Nigeria loses $3.6b yearly to food-borne illnesses 

Begins crackdown on food adulteration amid 200,000 yearly deaths

About 200,000 people in Nigeria, mostly children, lose their lives yearly from food-related diseases. In addition, the country loses about $3.6 billion yearly to food-borne illness.

Following the alarming statistics, the Federal Government has announced a renewed crackdown on food adulteration and unsafe food practices in the country.
To address the food-borne disease menace, the Federal Government, in collaboration with the Nigerian Council for Food Science and Technology (NiCFoST), launched Nigeria’s first Food Safety Operational Manual for Food Business Operators, which is a national blueprint to strengthen the food system, improve lives, reduce illness, and restore public trust in the safety of what Nigerians eat.

Speaking at the document’s launch yesterday in Abuja, Minister of Innovation, Science and Technology, Uche Nnaji, who described unsafe food as a “silent epidemic”, emphasised the need to address the urgent challenges confronting food safety across Nigeria, especially in the informal sector.

He stated that World Health Organisation (WHO) data shows that over 600 million people globally fall ill each year due to food contamination, with Africa bearing the highest per capita burden. 

Nnaji decried the unethical use of Paracetamol to tenderise meat, the use of detergents for cassava fermentation, and adulteration of red oil and pepper with industrial dyes like Sudan IV, adding that the country was witnessing a cold war against public health.

The minister observed that the consequences of such practices were devastating, including increased incidences of kidney failure, liver cirrhosis, cancers and other debilitating non-communicable diseases. 

He said: “These are not cultural missteps; they are criminal acts.
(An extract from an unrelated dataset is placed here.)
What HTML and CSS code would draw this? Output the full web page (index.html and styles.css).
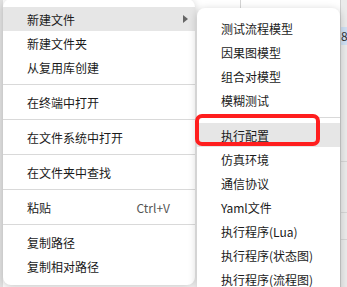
FILE: index.html
```html
<!DOCTYPE html>
<html lang="zh-CN">
<head>
    <meta charset="UTF-8">
    <meta name="viewport" content="width=device-width, initial-scale=1.0">
    <title>右键菜单</title>
    <link rel="stylesheet" href="styles.css">
</head>
<body>
    <div class="backdrop">
        <div class="sheet">
            <div class="head">
                <span class="cell c1"></span>
                <span class="cell c2"></span>
            </div>
        </div>
        <div class="side">
            <div class="side-row sel">8</div>
            <div class="side-row tall"></div>
            <div class="side-row mid"></div>
            <div class="side-row short"></div>
        </div>
    </div>

    <div class="menu main">
        <div class="item active">新建文件<span class="arrow"></span></div>
        <div class="item">新建文件夹</div>
        <div class="item">从复用库创建</div>
        <div class="sep"></div>
        <div class="item">在终端中打开</div>
        <div class="sep"></div>
        <div class="item">在文件系统中打开</div>
        <div class="sep"></div>
        <div class="item">在文件夹中查找</div>
        <div class="sep"></div>
        <div class="item">粘贴<span class="key">Ctrl+V</span></div>
        <div class="sep"></div>
        <div class="item">复制路径</div>
        <div class="item">复制相对路径</div>
    </div>

    <div class="menu sub">
        <div class="item">测试流程模型</div>
        <div class="item">因果图模型</div>
        <div class="item">组合对模型</div>
        <div class="item">模糊测试</div>
        <div class="sep"></div>
        <div class="item active marked">执行配置<span class="mark"></span></div>
        <div class="item">仿真环境</div>
        <div class="item">通信协议</div>
        <div class="item">Yaml文件</div>
        <div class="item">执行程序(Lua)</div>
        <div class="item">执行程序(状态图)</div>
        <div class="item">执行程序(流程图)</div>
    </div>
</body>
</html>
```

FILE: styles.css
```css
html, body {
    margin: 0;
    height: 100%;
    overflow: hidden;
}
body {
    position: relative;
    background: #fff;
    color: #1a1a1a;
    font-family: "Noto Sans CJK SC", "Noto Sans", sans-serif;
    font-size: 12px;
}
.backdrop {
    display: flex;
    height: 100%;
    background: #e4e4e4;
}
.sheet {
    flex: 1;
    background: #fff;
    margin-left: 3px;
}
.head {
    display: flex;
    height: 8px;
}
.cell {
    display: block;
    height: 8px;
}
.c1 {
    width: 237px;
}
.c2 {
    flex: 1;
    border-left: 1px solid #d4d4d4;
}
.side {
    width: 6px;
    background: #ebebeb;
    border-left: 1px solid #cfcfcf;
    padding-top: 27px;
}
.side-row {
    border-bottom: 1px solid #d6d6d6;
}
.side-row.sel {
    height: 18px;
    background: #cfe0f4;
    border-bottom: none;
    line-height: 18px;
    overflow: hidden;
    color: #333;
}
.side-row.tall {
    height: 116px;
}
.side-row.mid {
    height: 50px;
}
.side-row.short {
    height: 26px;
}
.menu {
    position: absolute;
    background: #fff;
    border-radius: 8px;
    box-shadow: 0 2px 8px rgba(0, 0, 0, 0.22);
}
.menu.main {
    left: 3px;
    top: -1px;
    width: 192px;
    padding: 8px 0 7px;
}
.menu.sub {
    left: 197px;
    top: 8px;
    width: 143px;
    padding: 8px 0;
}
.item {
    position: relative;
    display: flex;
    align-items: center;
    height: 24px;
    padding-left: 24px;
    white-space: nowrap;
}
.item.active {
    background: #e6e6e6;
}
.arrow {
    margin-left: auto;
    margin-right: 7px;
    width: 0;
    height: 0;
    border-left: 5px solid #666;
    border-top: 4px solid transparent;
    border-bottom: 4px solid transparent;
}
.key {
    margin-left: auto;
    margin-right: 25px;
    color: #555;
}
.sep {
    height: 1px;
    margin: 5px 0;
    background: #d9d9d9;
}
.mark {
    position: absolute;
    left: -2px;
    top: -9px;
    width: 125px;
    height: 32px;
    box-sizing: border-box;
    border: 4px solid #ff1e1e;
    border-radius: 7px;
}
```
As explicitly provided under Sections 243 and 244 of Nigeria’s Criminal Code, the sale or distribution of toxic or harmful food is a punishable offence.

“In the first quarter of 2025 alone, cholera claimed 378 lives, while Lassa fever infected over 3,500 Nigerians, with many cases linked to food contamination from rodents and poor hygiene. This must stop. This manual is a significant step towards ensuring it does. I reaffirm our resolve that food safety must be a right, not a privilege, a national priority, not an afterthought and a shared responsibility, not an isolated burden.”
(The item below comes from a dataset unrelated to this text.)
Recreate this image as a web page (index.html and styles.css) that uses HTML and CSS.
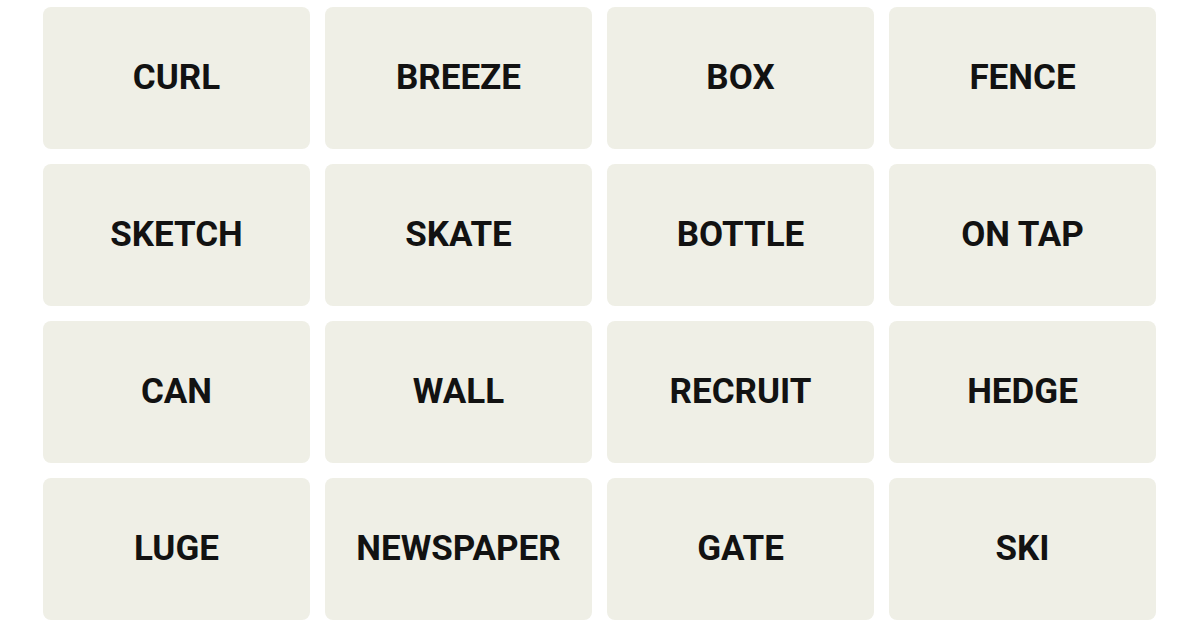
FILE: index.html
```html
<!DOCTYPE html>
<html lang="en">
<head>
    <meta charset="UTF-8">
    <title>Connections</title>
    <link rel="stylesheet" href="styles.css">
</head>
<body>
    <div class="board">
        <div class="tile">CURL</div>
        <div class="tile">BREEZE</div>
        <div class="tile">BOX</div>
        <div class="tile">FENCE</div>
        <div class="tile">SKETCH</div>
        <div class="tile">SKATE</div>
        <div class="tile">BOTTLE</div>
        <div class="tile">ON TAP</div>
        <div class="tile">CAN</div>
        <div class="tile">WALL</div>
        <div class="tile">RECRUIT</div>
        <div class="tile">HEDGE</div>
        <div class="tile">LUGE</div>
        <div class="tile">NEWSPAPER</div>
        <div class="tile">GATE</div>
        <div class="tile">SKI</div>
    </div>
</body>
</html>
```
FILE: styles.css
```css
body {
    margin: 0;
    background-color: #ffffff;
    font-family: Roboto, "Liberation Sans", sans-serif;
}

.board {
    display: grid;
    grid-template-columns: repeat(4, 267px);
    grid-auto-rows: 142px;
    gap: 15px;
    padding: 7px 0 0 43px;
}

.tile {
    display: flex;
    align-items: center;
    justify-content: center;
    padding-bottom: 2px;
    background-color: #efefe6;
    border-radius: 8px;
    font-size: 35px;
    font-weight: 700;
    color: #121212;
}
```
Calling on local council authorities to employ licensed food science professionals, he urged development partners and donors to support innovation and grassroots food safety interventions.

The minister commended the NiCFoST Registrar, Mrs Veronica Ezeh, for the foresight, rigour and commitment demonstrated in producing the long-overdue manual, stressing that the manual would go a long way in addressing the challenges confronting food safety in Nigeria.

Also, Minister of Health and Social Welfare, Prof Muhammad Pate, described food as the cornerstone of the country’s health and prosperity.
 
Ezeh also addressed the gathering, warning food vendors and operators in the food sector to cease practices that endanger lives. Criticising local council authorities for failing to hire qualified food safety professionals despite constitutional provisions that support such appointments, she urged all 774 local councils’ chairmen to recruit licensed food safety professionals immediately.

Over 150 participants, including food safety desk officers from various agencies and food business operators, were trained to utilise the newly launched manual to enhance food safety practices nationwide.